WHAT IS ASKED =>
Find the lines of data that contain the string "components", then list them.

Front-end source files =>
• • •

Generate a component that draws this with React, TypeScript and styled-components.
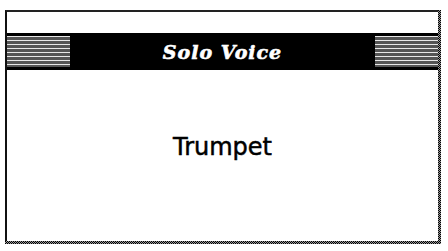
import React from 'react';
import styled, { createGlobalStyle } from 'styled-components';

const GlobalStyle = createGlobalStyle`
  html, body {
    margin: 0;
    padding: 0;
    background: #ffffff;
  }
`;

const Screen = styled.div`
  width: 448px;
  height: 251px;
  box-sizing: border-box;
  padding: 10px 4px 4px 5px;
  background: #ffffff;
`;

const Shadow = styled.div`
  width: 436px;
  height: 234px;
  box-sizing: border-box;
  padding: 0 3px 3px 0;
  background: repeating-conic-gradient(#000 0 25%, #9a9a9a 0 50%) 0 0 / 2px 2px;
`;

const Panel = styled.div`
  width: 100%;
  height: 100%;
  box-sizing: border-box;
  background: #ffffff;
  border-left: 2px solid #111;
  border-top: 2px solid #222;
  display: flex;
  flex-direction: column;
`;

const TitleBar = styled.div`
  margin-top: 21px;
  height: 37px;
  background: #000;
  display: flex;
  align-items: center;
  justify-content: space-between;
`;

const Stripes = styled.div`
  width: 63px;
  height: 31px;
  background: repeating-linear-gradient(
    to bottom,
    #e8e8e8 0px,
    #e8e8e8 1.5px,
    #555 1.5px,
    #555 4px
  );
`;

const Title = styled.span`
  color: #ffffff;
  font-family: 'DejaVu Serif', 'Liberation Serif', serif;
  font-weight: 900;
  font-style: italic;
  font-size: 19px;
  letter-spacing: 1px;
  padding-top: 1px;
  -webkit-text-stroke: 0.6px #ffffff;
`;

const Body = styled.div`
  flex: 1;
  display: flex;
  align-items: center;
  justify-content: center;
  padding-bottom: 18px;
`;

const Voice = styled.span`
  font-family: 'DejaVu Sans', 'Liberation Sans', sans-serif;
  font-size: 24px;
  color: #000;
  -webkit-text-stroke: 0.5px #000;
`;

export default function App() {
  return (
    <>
      <GlobalStyle />
      <Screen>
        <Shadow>
          <Panel>
            <TitleBar>
              <Stripes />
              <Title>Solo Voice</Title>
              <Stripes />
            </TitleBar>
            <Body>
              <Voice>Trumpet</Voice>
            </Body>
          </Panel>
        </Shadow>
      </Screen>
    </>
  );
}
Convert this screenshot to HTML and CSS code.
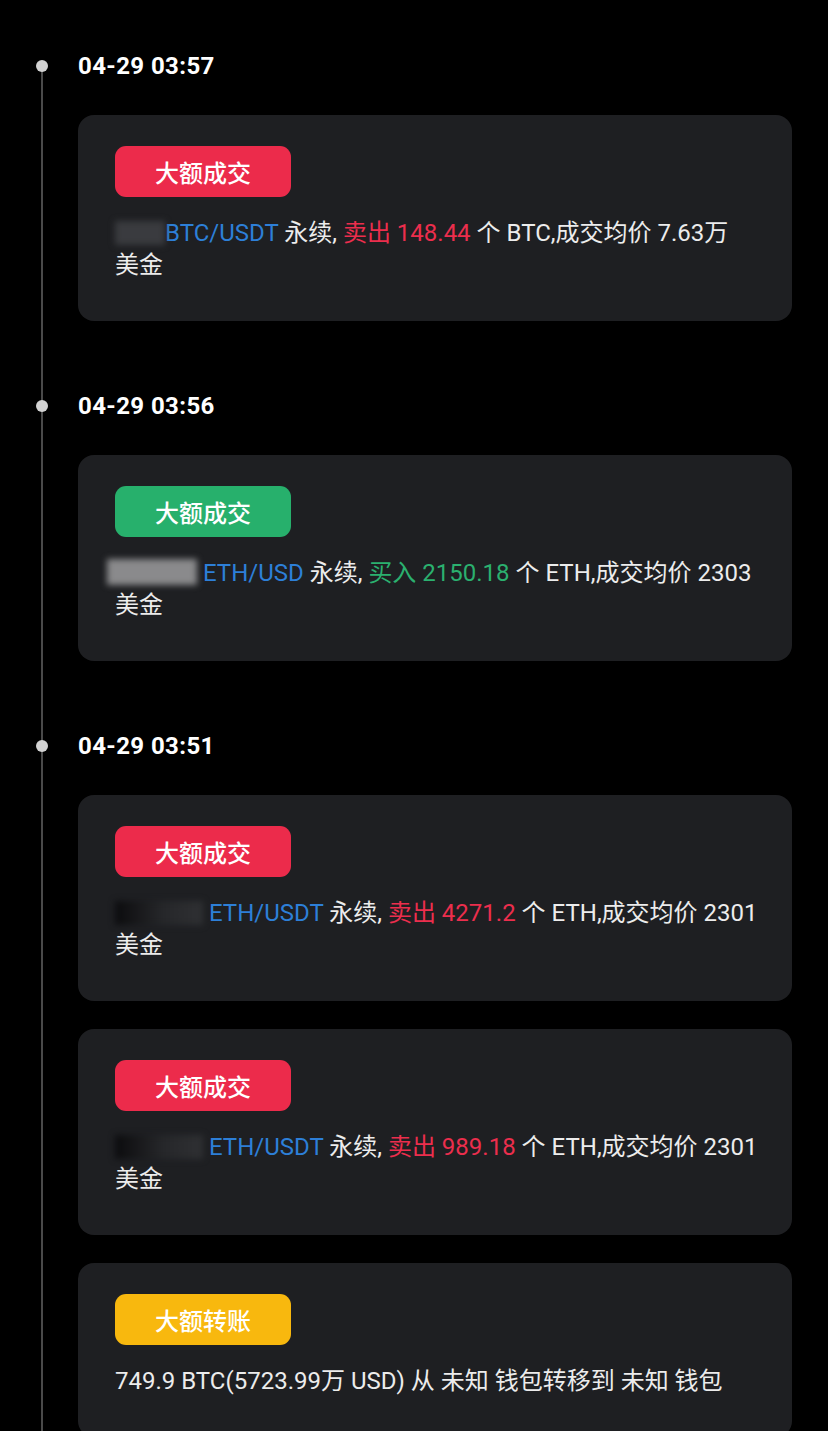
FILE: index.html
```html
<!DOCTYPE html>
<html lang="zh-CN">
<head>
<meta charset="utf-8">
<link rel="stylesheet" href="styles.css">
</head>
<body>
<div class="timeline">
  <section class="group">
    <div class="time">04-29 03:57</div>
    <div class="card">
      <span class="badge red">大额成交</span>
      <p class="msg"><span class="mask mask-a"></span><span class="pair">BTC/USDT</span> 永续, <span class="sell">卖出 148.44</span> 个 BTC,成交均价 7.63万 <span class="unit">美金</span></p>
    </div>
  </section>
  <section class="group">
    <div class="time">04-29 03:56</div>
    <div class="card">
      <span class="badge green">大额成交</span>
      <p class="msg"><span class="mask mask-b"></span> <span class="pair">ETH/USD</span> 永续, <span class="buy">买入 2150.18</span> 个 ETH,成交均价 2303 <span class="unit">美金</span></p>
    </div>
  </section>
  <section class="group">
    <div class="time">04-29 03:51</div>
    <div class="card">
      <span class="badge red">大额成交</span>
      <p class="msg"><span class="mask mask-c"></span> <span class="pair">ETH/USDT</span> 永续, <span class="sell">卖出 4271.2</span> 个 ETH,成交均价 2301 <span class="unit">美金</span></p>
    </div>
    <div class="card">
      <span class="badge red">大额成交</span>
      <p class="msg"><span class="mask mask-c"></span> <span class="pair">ETH/USDT</span> 永续, <span class="sell">卖出 989.18</span> 个 ETH,成交均价 2301 <span class="unit">美金</span></p>
    </div>
    <div class="card">
      <span class="badge yellow">大额转账</span>
      <p class="msg">749.9 BTC(5723.99万 USD) 从 未知 钱包转移到 未知 钱包</p>
    </div>
  </section>
</div>
</body>
</html>
```
FILE: styles.css
```css
html, body {
  margin: 0;
  background: #000;
}
body {
  font-family: Roboto, "Noto Sans CJK SC", sans-serif;
  color: #ececec;
  overflow: hidden;
}
.timeline {
  position: relative;
  padding: 52px 36px 0 78px;
}
.timeline::before {
  content: "";
  position: absolute;
  left: 41px;
  top: 66px;
  bottom: 0;
  width: 1.5px;
  background: #4a4a4a;
}
.group {
  margin-bottom: 71px;
}
.time {
  position: relative;
  font-size: 24px;
  line-height: 28px;
  font-weight: 700;
  color: #fff;
  letter-spacing: 0.4px;
  margin-bottom: 35px;
}
.time::before {
  content: "";
  position: absolute;
  left: -42px;
  top: 8px;
  width: 12px;
  height: 12px;
  border-radius: 50%;
  background: #d2d2d2;
}
.card {
  background: #1e1f22;
  border-radius: 16px;
  padding: 31px 20px 40px 37px;
  margin-bottom: 28px;
}
.badge {
  display: flex;
  align-items: center;
  justify-content: center;
  width: 176px;
  height: 51px;
  border-radius: 11px;
  font-size: 24px;
  color: #fff;
  font-weight: 500;
}
.badge.red { background: #ec2b4b; }
.badge.green { background: #27b06c; }
.badge.yellow { background: #f8b80e; }
.msg {
  margin: 20px 0 0;
  font-size: 24px;
  line-height: 32px;
  color: #ececec;
}
.unit { white-space: nowrap; }
.pair { color: #2d7fd8; }
.sell { color: #ec2e4d; }
.buy { color: #2bb06f; }
.mask {
  display: inline-block;
  vertical-align: -4px;
  height: 24px;
  filter: blur(3px);
}
.mask-a {
  width: 50px;
  background: #3a3b3f;
}
.mask-b {
  width: 90px;
  margin-left: -8px;
  height: 26px;
  background: #8a8a8c;
}
.mask-c {
  width: 88px;
  background: linear-gradient(90deg, #0c0c0e 0%, #26272a 55%, #2f3033 100%);
}
```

• • •

SOLUTION =>
Generate a component that draws this with React, TypeScript and styled-components.
import styled, { createGlobalStyle } from 'styled-components';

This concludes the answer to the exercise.